Cabe añadir que todo esto se produce en medio de una creciente fragilidad del ejecutivo, que cuenta cada vez con menos espacio para impulsar su agenda. En esta misma secuencia, el fiscal nacional corrigió al subsecretario del interior, al aseverar que —hasta ahora— las forestales son víctimas, y deben ser tratadas como tales. El gobierno enfrenta cierta soledad institucional que revela, a su vez, la ausencia de un plan político articulado.
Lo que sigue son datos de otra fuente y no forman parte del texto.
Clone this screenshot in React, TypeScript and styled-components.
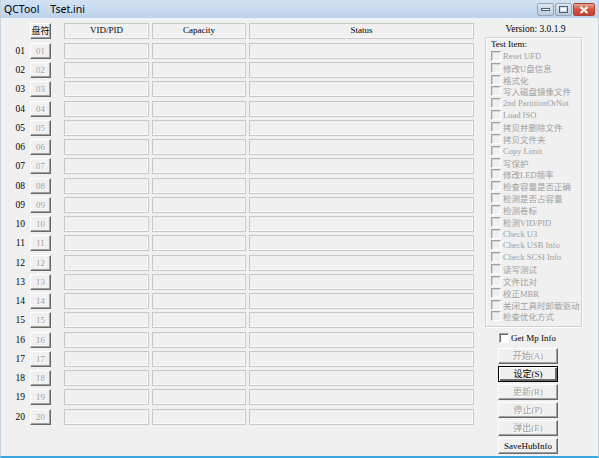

Hay un desajuste entre la ambición de los objetivos enarbolados y los medios para alcanzarlos. ¿Cuál es, en definitiva, el proyecto de este gobierno? ¿O debemos conformarnos con la idea de que, un año después de haber asumido, el gobierno sigue ignorando su derrotero?

Estas consideraciones obligan a formular —al menos— dos inquietudes. La primera guarda relación con el alcance del bullado cambio de gabinete. Es evidente que hay carteras que no resisten más anomia —cancillería y educación son las más obvias, pero no las únicas—, pero la verdad es que el problema fundamental no pasa por el equipo sino por la conducción. Para decirlo de otro modo, ningún cambio de gabinete podrá resolver por sí solo los problemas de identidad que aquejan al gobierno (y, sobre todo al primer mandatario). En ese sentido, la expectativa depositada en el recambio de nombres es completamente excesiva. Si el ministro Valenzuela se engolosinó en esta ocasión, el único motivo es que el presidente le ofreció la oportunidad. Tal es el meollo del asunto.

La segunda inquietud es bastante más grave, y tiene que ver con el destino del país. Chile vive momentos difíciles: proceso constitucional incierto, situación económica muy delicada, crisis migratoria y de seguridad, y la lista podría seguir. En esas condiciones, no podemos darnos el lujo de un gobierno paralizado por sus propias dudas existenciales. Son demasiadas las urgencias, demasiados los nudos y las tensiones como para permitirnos un gobierno que no gobierna mientras dura su proceso de introspección.

Al acceder al poder, el sueño colectivo del Frente Amplio era darle un cauce institucional a la crisis social. Hasta ahora, debe decirse que están haciendo todo lo posible por agravarla. Todos pagaremos la cuenta.